(Extracted records)
....
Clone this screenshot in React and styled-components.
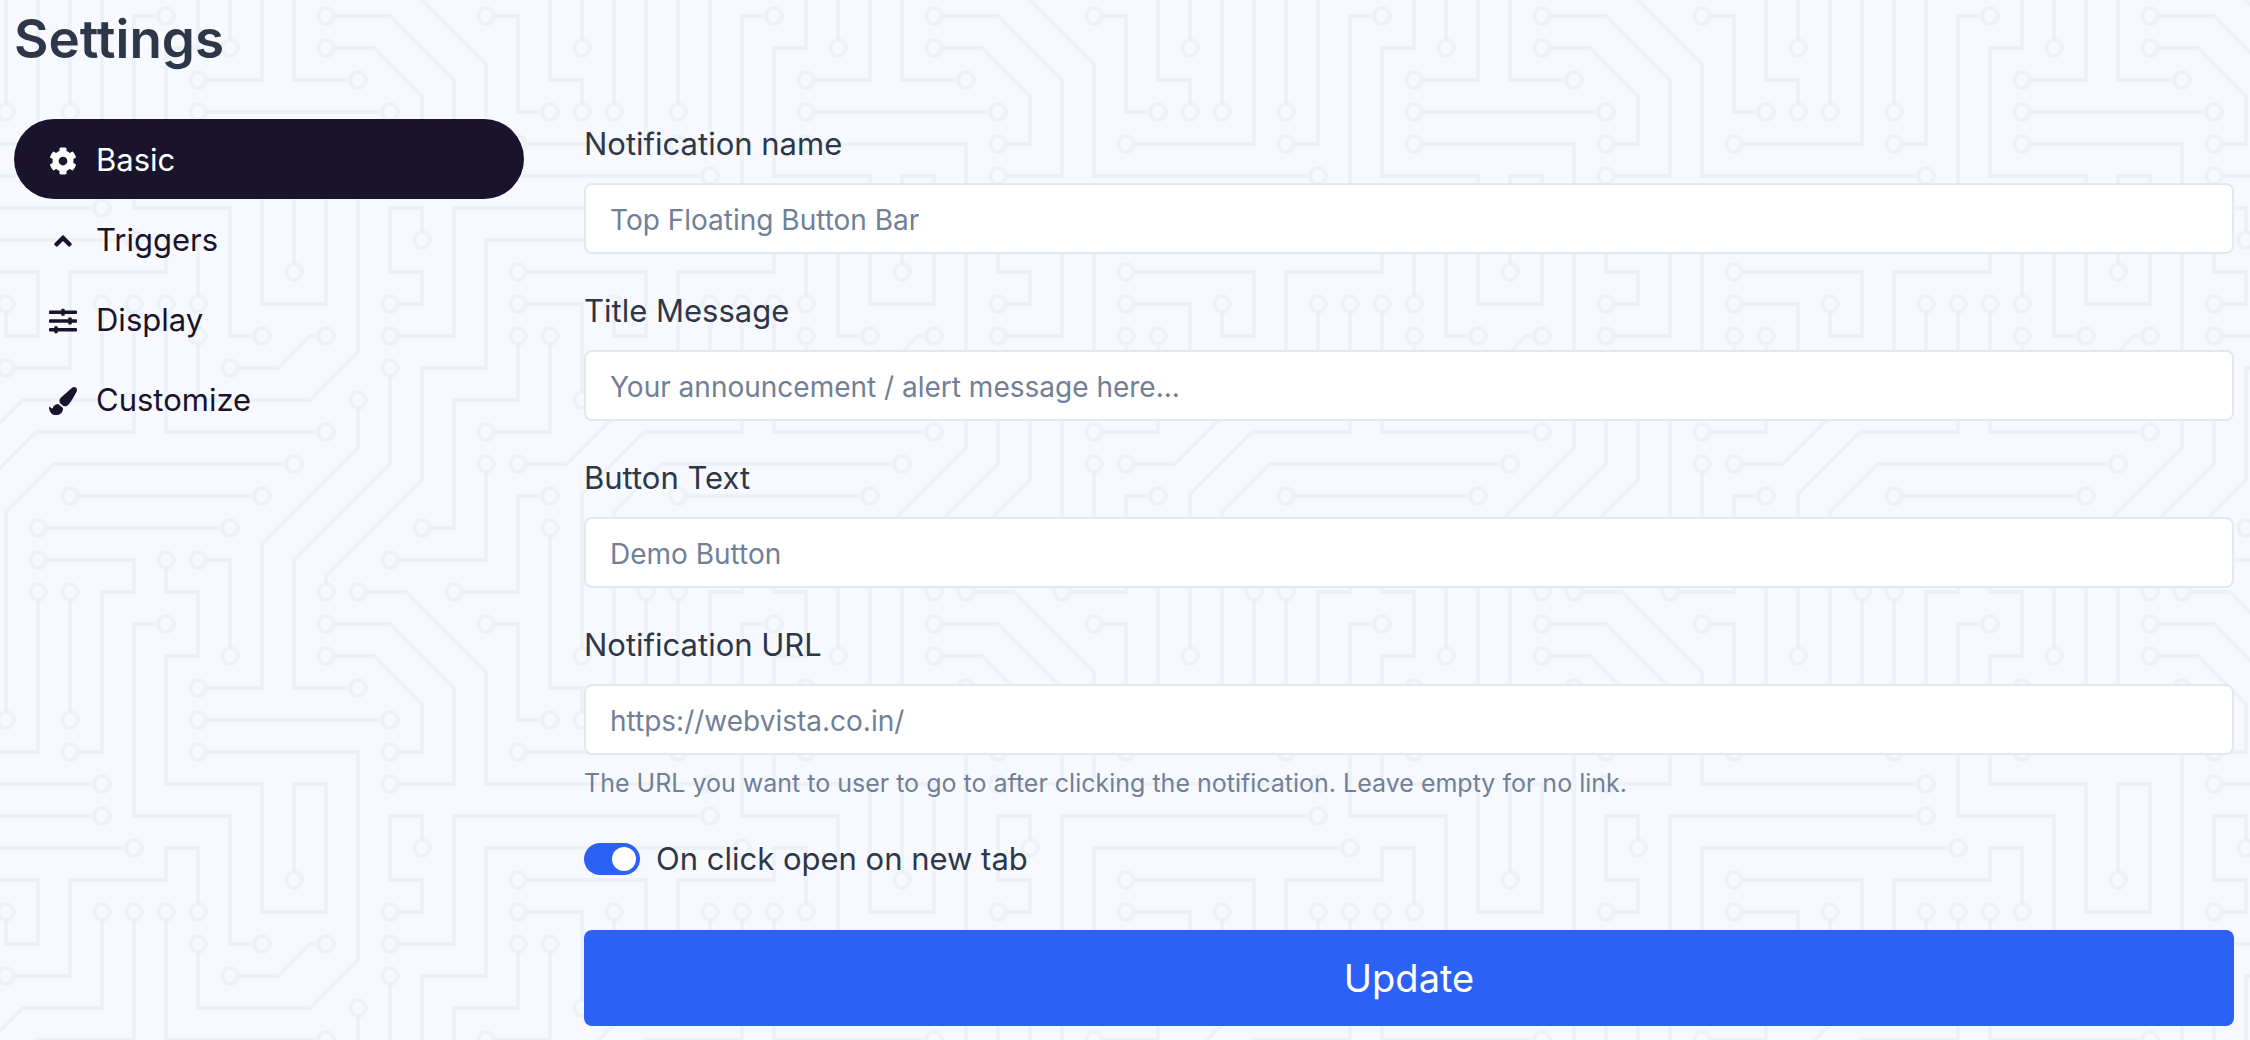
import React, { useState } from 'react';
import {
  FaAngleUp, FaCog, FaPaintBrush, FaSlidersH,
} from 'react-icons/fa';
import styled, { createGlobalStyle } from 'styled-components';

const traces = 'M44.1 224a5 5 0 1 1 0 2H0v-2h44.1zm160 48a5 5 0 1 1 0 2H82v-2h122.1zm57.8-46a5 5 0 1 1 0-2H304v2h-42.1zm0 16a5 5 0 1 1 0-2H304v2h-42.1zm6.2-114a5 5 0 1 1 0 2h-86.2a5 5 0 1 1 0-2h86.2zm-256-48a5 5 0 1 1 0 2H0v-2h12.1zm185.8 34a5 5 0 1 1 0-2h86.2a5 5 0 1 1 0 2h-86.2zM258 12.1a5 5 0 1 1-2 0V0h2v12.1zm-64 208a5 5 0 1 1-2 0v-54.2a5 5 0 1 1 2 0v54.2zm48-198.2V80h62v2h-64V21.9a5 5 0 1 1 2 0zm16 16V64h46v2h-48V37.9a5 5 0 1 1 2 0zm-128 96V208h16v12.1a5 5 0 1 1-2 0V210h-16v-76.1a5 5 0 1 1 2 0zm-5.9-21.9a5 5 0 1 1 0 2H114v48H85.9a5 5 0 1 1 0-2H112v-48h12.1zm-6.2 130a5 5 0 1 1 0-2H176v-74.1a5 5 0 1 1 2 0V242h-60.1zm-16-64a5 5 0 1 1 0-2H114v48h10.1a5 5 0 1 1 0 2H112v-48h-10.1zM66 284.1a5 5 0 1 1-2 0V274H50v30h-2v-32h18v12.1zM236.1 176a5 5 0 1 1 0 2H226v94h48v32h-2v-30h-48v-98h12.1zm25.8-30a5 5 0 1 1 0-2H274v44.1a5 5 0 1 1-2 0V146h-10.1zm-64 96a5 5 0 1 1 0-2H208v-80h16v-14h-42.1a5 5 0 1 1 0-2H226v18h-16v80h-12.1zm86.2-210a5 5 0 1 1 0 2H272V0h2v32h10.1zM98 101.9V146H53.9a5 5 0 1 1 0-2H96v-42.1a5 5 0 1 1 2 0zM53.9 34a5 5 0 1 1 0-2H80V0h2v34H53.9zm60.1 3.9V66H82v64H69.9a5 5 0 1 1 0-2H80V64h32V37.9a5 5 0 1 1 2 0zM101.9 82a5 5 0 1 1 0-2H128V37.9a5 5 0 1 1 2 0V82h-28.1zm16-64a5 5 0 1 1 0-2H146v44.1a5 5 0 1 1-2 0V18h-26.1zm102.2 270a5 5 0 1 1 0 2H98v14h-2v-16h124.1zM242 149.9V160h16v34h-16v62h48v48h-2v-46h-48v-66h16v-30h-16v-12.1a5 5 0 1 1 2 0zM53.9 18a5 5 0 1 1 0-2H64V2H48V0h18v18H53.9zm112 32a5 5 0 1 1 0-2H192V0h50v2h-48v48h-28.1zm-48-48a5 5 0 0 1-9.8-2h2.07a3 3 0 1 0 5.66 0H178v34h-18V21.9a5 5 0 1 1 2 0V32h14V2h-58.1zm0 96a5 5 0 1 1 0-2H137l32-32h39V21.9a5 5 0 1 1 2 0V66h-40.17l-32 32H117.9zm28.1 90.1a5 5 0 1 1-2 0v-76.51L175.59 80H224V21.9a5 5 0 1 1 2 0V82h-49.59L146 112.41v75.69zm16 32a5 5 0 1 1-2 0v-99.51L184.59 96H300.1a5 5 0 0 1 3.9-3.9v2.07a3 3 0 0 0 0 5.66v2.07a5 5 0 0 1-3.9-3.9H185.41L162 121.41v98.69zm-144-64a5 5 0 1 1-2 0v-3.51l48-48V48h32V0h2v50H66v55.41l-48 48v2.69zM50 53.9v43.51l-48 48V208h26.1a5 5 0 1 1 0 2H0v-65.41l48-48V53.9a5 5 0 1 1 2 0zm-16 16V89.41l-34 34v-2.82l32-32V69.9a5 5 0 1 1 2 0zM12.1 32a5 5 0 1 1 0 2H9.41L0 43.41V40.6L8.59 32h3.51zm265.8 18a5 5 0 1 1 0-2h18.69l7.41-7.41v2.82L297.41 50H277.9zm-16 160a5 5 0 1 1 0-2H288v-71.41l16-16v2.82l-14 14V210h-28.1zm-208 32a5 5 0 1 1 0-2H64v-22.59L40.59 194H21.9a5 5 0 1 1 0-2H41.41L66 216.59V242H53.9zm150.2 14a5 5 0 1 1 0 2H96v-56.6L56.6 162H37.9a5 5 0 1 1 0-2h19.5L98 200.6V256h106.1zm-150.2 2a5 5 0 1 1 0-2H80v-46.59L48.59 178H21.9a5 5 0 1 1 0-2H49.41L82 208.59V258H53.9zM34 39.8v1.61L9.41 66H0v-2h8.59L32 40.59V0h2v39.8zM2 300.1a5 5 0 0 1 3.9 3.9H3.83A3 3 0 0 0 0 302.17V256h18v48h-2v-46H2v42.1zM34 241v63h-2v-62H0v-2h34v1zM17 18H0v-2h16V0h2v18h-1zm273-2h14v2h-16V0h2v16zm-32 273v15h-2v-14h-14v14h-2v-16h18v1zM0 92.1A5.02 5.02 0 0 1 6 97a5 5 0 0 1-6 4.9v-2.07a3 3 0 1 0 0-5.66V92.1zM80 272h2v32h-2v-32zm37.9 32h-2.07a3 3 0 0 0-5.66 0h-2.07a5 5 0 0 1 9.8 0zM5.9 0A5.02 5.02 0 0 1 0 5.9V3.83A3 3 0 0 0 3.83 0H5.9zm294.2 0h2.07A3 3 0 0 0 304 3.83V5.9a5 5 0 0 1-3.9-5.9zm3.9 300.1v2.07a3 3 0 0 0-1.83 1.83h-2.07a5 5 0 0 1 3.9-3.9z';

// centres of the round solder pads, punched out of the traces
const pads = [
  [49, 225], [209, 273], [257, 225], [257, 241], [273, 129], [177, 129], [17, 81],
  [193, 113], [289, 113], [257, 17], [193, 225], [193, 161], [241, 17], [257, 33],
  [129, 129], [145, 225], [129, 113], [81, 161], [113, 241], [177, 161], [97, 177],
  [129, 225], [65, 289], [241, 177], [257, 145], [273, 193], [193, 241], [177, 145],
  [289, 33], [97, 97], [49, 145], [49, 33], [113, 33], [65, 129], [97, 81], [129, 33],
  [113, 17], [145, 65], [225, 289], [241, 145], [49, 17], [161, 49], [161, 17],
  [113, 97], [209, 17], [145, 193], [225, 17], [161, 225], [17, 161], [49, 49],
  [33, 209], [33, 65], [17, 33], [273, 49], [257, 209], [49, 241], [17, 193],
  [209, 257], [33, 161], [49, 257], [17, 177],
];

const holes = pads.map(([x, y]) => `M${x} ${y + 3}a3 3 0 1 0 0-6 3 3 0 0 0 0 6z`).join('');

const circuit = encodeURIComponent(
  `<svg xmlns="http://www.w3.org/2000/svg" width="304" height="304" viewBox="0 0 304 304"><path fill="#edf2f7" d="${traces}${holes}"/></svg>`,
);

const links = [
  { name: 'Basic', Icon: FaCog },
  { name: 'Triggers', Icon: FaAngleUp },
  { name: 'Display', Icon: FaSlidersH },
  { name: 'Customize', Icon: FaPaintBrush },
];

const fields = [
  { id: 'name', label: 'Notification name', placeholder: 'Top Floating Button Bar' },
  { id: 'title', label: 'Title Message', placeholder: 'Your announcement / alert message here...' },
  { id: 'button', label: 'Button Text', placeholder: 'Demo Button' },
  {
    id: 'url',
    label: 'Notification URL',
    placeholder: 'https://webvista.co.in/',
    help: 'The URL you want to user to go to after clicking the notification. Leave empty for no link.',
  },
];

const App = () => {
  const [active, setActive] = useState('Basic');
  const [newTab, setNewTab] = useState(true);

  return (
    <Page>
      <GlobalStyle />
      <Title>Settings</Title>
      <Columns>
        <Nav>
          {links.map(({ name, Icon }) => (
            <NavLink
              key={name}
              href={`#${name.toLowerCase()}`}
              $active={active === name}
              onClick={() => setActive(name)}
            >
              <NavIcon><Icon size={28} /></NavIcon>
              {name}
            </NavLink>
          ))}
        </Nav>

        <Form onSubmit={(e) => e.preventDefault()}>
          {fields.map(({
            id, label, placeholder, help,
          }) => (
            <Field key={id}>
              <Label htmlFor={id}>{label}</Label>
              <Input id={id} type="text" placeholder={placeholder} />
              {help ? <Help>{help}</Help> : null}
            </Field>
          ))}
          <SwitchRow>
            <Switch
              id="newtab"
              type="checkbox"
              checked={newTab}
              onChange={() => setNewTab(!newTab)}
            />
            <Label htmlFor="newtab">On click open on new tab</Label>
          </SwitchRow>
          <Submit type="submit">Update</Submit>
        </Form>
      </Columns>
    </Page>
  );
};

export default App;

const GlobalStyle = createGlobalStyle`
  *, *::before, *::after {
    box-sizing: border-box;
  }
  body {
    margin: 0;
    color: #2d3748;
    background: #f7f9fe url("data:image/svg+xml,${circuit}") 292px -338px / 608px 608px;
    font-family: Inter, "Liberation Sans", sans-serif;
    font-size: 31px;
    line-height: 50px;
  }
`;

const Page = styled.main`
  padding: 3px 16px 14px 14px;
`;

const Title = styled.h1`
  margin: 0;
  font-size: 53px;
  line-height: 72px;
  font-weight: 600;
`;

const Columns = styled.div`
  display: grid;
  grid-template-columns: 510px 1fr;
  gap: 60px;
  margin-top: 44px;
`;

const Nav = styled.nav`
  display: flex;
  flex-direction: column;
`;

const NavLink = styled.a`
  display: flex;
  align-items: center;
  gap: 19px;
  height: 80px;
  padding: 2px 35px 0;
  border-radius: 40px;
  color: ${(props) => (props.$active ? '#fff' : '#19132b')};
  background: ${(props) => (props.$active ? '#19132b' : 'transparent')};
  text-decoration: none;
`;

const NavIcon = styled.span`
  display: flex;
  padding-top: 2px;
`;

const Form = styled.form`
  display: flex;
  flex-direction: column;
`;

const Field = styled.div`
  display: flex;
  flex-direction: column;
  margin-bottom: 32px;
`;

const Label = styled.label`
  font-size: 31px;
`;

const Input = styled.input`
  width: 100%;
  height: 71px;
  margin-top: 14px;
  padding: 2px 24px 0;
  border: 2px solid #e2e8f0;
  border-radius: 8px;
  color: #2d3748;
  background: #fff;
  font: inherit;
  font-size: 28px;
  &::placeholder{
    color: #718096;
    opacity: 1;
  }
`;

const Help = styled.small`
  margin-top: 9px;
  color: #718096;
  font-size: 25px;
  line-height: 38px;
`;

const SwitchRow = styled.div`
  display: flex;
  align-items: center;
  gap: 16px;
`;

const Switch = styled.input`
  appearance: none;
  width: 56px;
  height: 32px;
  margin: 0;
  padding: 4px;
  border-radius: 16px;
  background: ${(props) => (props.checked ? '#2c61f6' : '#cbd5e0')};
  cursor: pointer;
  &::before{
    content: '';
    display: block;
    width: 24px;
    height: 24px;
    margin-left: ${(props) => (props.checked ? 'auto' : '0')};
    border-radius: 50%;
    background: #fff;
  }
`;

const Submit = styled.button`
  height: 96px;
  margin-top: 46px;
  border: 0;
  border-radius: 8px;
  color: #fff;
  background: #2c61f6;
  font: inherit;
  font-size: 38px;
  cursor: pointer;
`;
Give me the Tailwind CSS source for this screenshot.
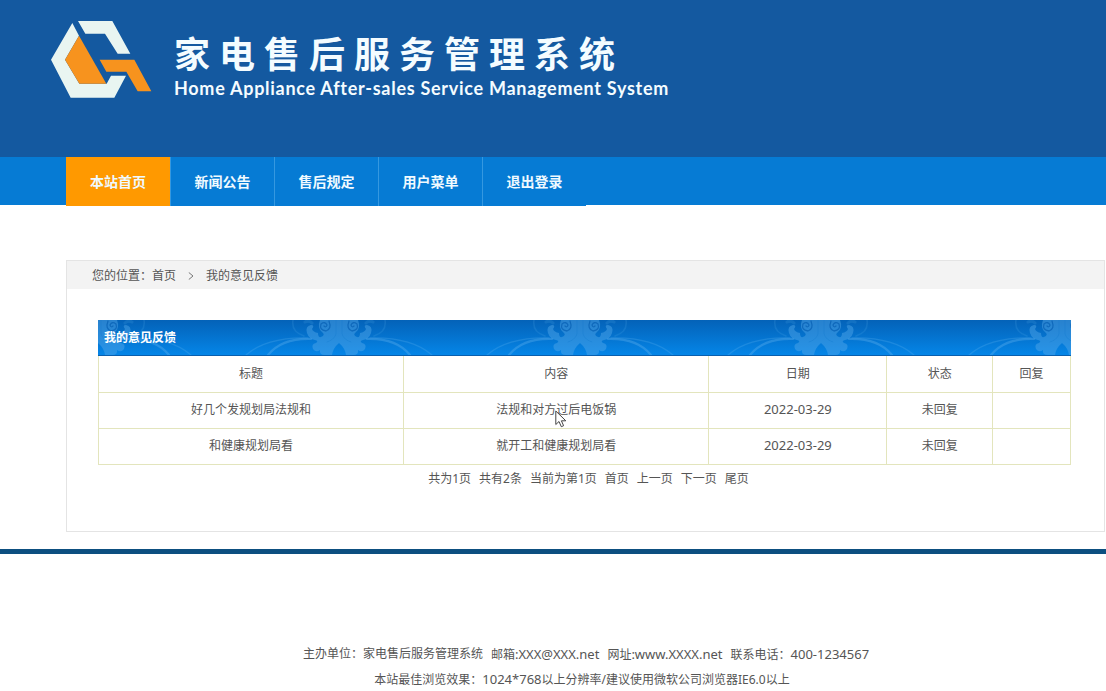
<!DOCTYPE html>
<html lang="zh-CN">
<head>
<meta charset="utf-8">
<title>家电售后服务管理系统</title>
<script src="https://cdn.jsdelivr.net/npm/@tailwindcss/browser@4"></script>
</head>
<body class="bg-white font-['Noto_Sans','Noto_Sans_CJK_SC',sans-serif] text-xs text-[#555]">
<header>
  <div class="flex h-[157px] items-start gap-[22px] bg-[#1459a0] pl-[51px] pt-[21px]">
    <svg class="h-[77px] w-[101px] shrink-0" viewBox="62 62 303 231" aria-hidden="true">
      <path fill="#e9f5f1" d="M126 68 146 106 104 178 147 250H229L242 226H287L252 292H121L62 178Z"/>
      <path fill="#e9f5f1" d="M143 62H246L300 160H262L224 100H165Z"/>
      <path fill="#f7931e" d="M146 106 228 250H147L104 178Z"/>
      <path fill="#f7931e" d="M208 178H312L363 273H322L288 214H228Z"/>
    </svg>
    <div class="pt-[13px] text-[#f4fcff]">
      <h1 class="font-['Liberation_Sans','Noto_Sans_CJK_SC',sans-serif] text-4xl/[44px] font-bold tracking-[0.25em]">家电售后服务管理系统</h1>
      <p class="font-['Lato',sans-serif] text-lg/[20px] font-bold tracking-[0.04em]">Home Appliance After-sales Service Management System</p>
    </div>
  </div>
  <nav class="h-12 bg-[#067bd4] pl-[66px]">
    <ul class="flex text-sm font-bold text-[#f0faff]">
      <li><a href="#" class="flex h-[49px] w-[104px] items-center justify-center bg-[#ff9900]">本站首页</a></li>
      <li><a href="#" class="flex h-[49px] w-[104px] items-center justify-center border-l border-[#3598e0] bg-[#067bd4]">新闻公告</a></li>
      <li><a href="#" class="flex h-[49px] w-[104px] items-center justify-center border-l border-[#3598e0] bg-[#067bd4]">售后规定</a></li>
      <li><a href="#" class="flex h-[49px] w-[104px] items-center justify-center border-l border-[#3598e0] bg-[#067bd4]">用户菜单</a></li>
      <li><a href="#" class="flex h-[49px] w-[104px] items-center justify-center border-l border-[#3598e0] bg-[#067bd4]">退出登录</a></li>
    </ul>
  </nav>
</header>

<main class="mt-[55px] mr-px ml-[66px] border border-[#e4e4e4] pb-11">
  <div class="flex h-7 items-center bg-[#f3f3f3] pt-0.5 pl-[25px]">
    <span>您的位置：</span><a href="#">首页</a>
    <svg class="mx-3 h-2 w-1.5" viewBox="0 0 6 8" fill="none" stroke="#777" aria-hidden="true"><path d="M.8.5 5 4 .8 7.5"/></svg>
    <span>我的意见反馈</span>
  </div>
  <div class="mt-[31px] mr-[33px] ml-[31px]">
    <div class="relative flex h-[36px] items-center overflow-hidden border-b border-[#0a5fae] bg-linear-to-b from-[#0462b8] to-[#0586e8] pt-px pl-1.5">
      <svg class="absolute inset-0 size-full" aria-hidden="true">
        <defs>
          <g id="half" fill="none" stroke="#5db0ee" stroke-linecap="round">
            <path stroke="none" fill="#55a8ea" d="M0 0H19Q22 8 17 12Q13 15 18 17Q21 18 21 13Q26 12 27 9Q24 5 28 5Q34 6 32 13Q30 19 24 20Q20 21 23 23Q28 24 26 29Q23 33 19 30Q20 35 14 35H7Q6 28 0 23Z" opacity=".6"/>
            <path d="M10 1Q7 9 13 11Q20 10 18 4Q14 1 12 5Q13 8 15 6" stroke="#0a62b4" stroke-width="1.3" opacity=".8"/>
            <path d="M3 0V14Q5 20 12 22" stroke="#1a7fd2" opacity=".5"/>
            <path d="M28 19Q57 18 71 35" stroke-width="2.2" opacity=".5"/>
            <path d="M31 18Q72 17 93 35" stroke-width="1.2" opacity=".35"/>
            <path d="M35 16Q48 12 46 0" stroke-width="1.5" opacity=".22"/>
            <path d="M27 3Q30 0 34 2" stroke-width="3" opacity=".22"/>
          </g>
          <pattern id="scroll" width="241" height="36" patternUnits="userSpaceOnUse">
            <use href="#half"/>
            <use href="#half" transform="translate(241 0) scale(-1 1)"/>
          </pattern>
        </defs>
        <rect width="100%" height="100%" fill="url(#scroll)" opacity=".75"/>
      </svg>
      <h2 class="relative font-bold text-white">我的意见反馈</h2>
    </div>
    <table class="w-full table-fixed border-collapse text-center">
      <colgroup><col class="w-[31.4%]"><col class="w-[31.4%]"><col class="w-[18.3%]"><col class="w-[10.9%]"><col class="w-[8%]"></colgroup>
      <thead>
        <tr class="h-9">
          <th class="border border-t-0 border-[#e3e5bd] font-normal">标题</th>
          <th class="border border-t-0 border-[#e3e5bd] font-normal">内容</th>
          <th class="border border-t-0 border-[#e3e5bd] font-normal">日期</th>
          <th class="border border-t-0 border-[#e3e5bd] font-normal">状态</th>
          <th class="border border-t-0 border-[#e3e5bd] font-normal">回复</th>
        </tr>
      </thead>
      <tbody>
        <tr class="h-9">
          <td class="border border-[#e3e5bd]">好几个发规划局法规和</td>
          <td class="relative border border-[#e3e5bd]">法规和对方过后电饭锅
            <svg class="absolute top-[17px] left-1/2 -ml-px h-[18px] w-3" viewBox="0 0 12 18" aria-hidden="true"><path d="M.8 1V14.5L4 11.5 6.3 16.7 8.6 15.7 6.4 10.8H10.8Z" fill="#fff" stroke="#444"/></svg>
          </td>
          <td class="border border-[#e3e5bd] text-[13px]">2022-03-29</td>
          <td class="border border-[#e3e5bd]">未回复</td>
          <td class="border border-[#e3e5bd]"></td>
        </tr>
        <tr class="h-9">
          <td class="border border-[#e3e5bd]">和健康规划局看</td>
          <td class="border border-[#e3e5bd]">就开工和健康规划局看</td>
          <td class="border border-[#e3e5bd] text-[13px]">2022-03-29</td>
          <td class="border border-[#e3e5bd]">未回复</td>
          <td class="border border-[#e3e5bd]"></td>
        </tr>
      </tbody>
    </table>
    <div class="mt-1.5 flex justify-center gap-2 pl-2">
      <span>共为1页</span><span>共有2条</span><span>当前为第1页</span>
      <a href="#">首页</a><a href="#">上一页</a><a href="#">下一页</a><a href="#">尾页</a>
    </div>
  </div>
</main>

<footer class="mt-[17px] border-t-5 border-[#0d4f80] pt-[88px] pl-[66px] text-center leading-6">
  <p class="flex justify-center gap-2"><span>主办单位：家电售后服务管理系统</span><span>邮箱<span class="text-[13px]">:XXX@XXX.net</span></span><span>网址<span class="text-[13px]">:www.XXXX.net</span></span><span>联系电话：<span class="text-[13px]">400-1234567</span></span></p>
  <p class="pr-2">本站最佳浏览效果：<span class="text-[13px]">1024*768</span>以上分辨率/建议使用微软公司浏览器IE6.0以上</p>
</footer>
</body>
</html>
....
## TASK
Gather and return every line that holds the string "components".

## FINAL RESULT
Clone this screenshot in React and styled-components.
import styled, { createGlobalStyle } from 'styled-components';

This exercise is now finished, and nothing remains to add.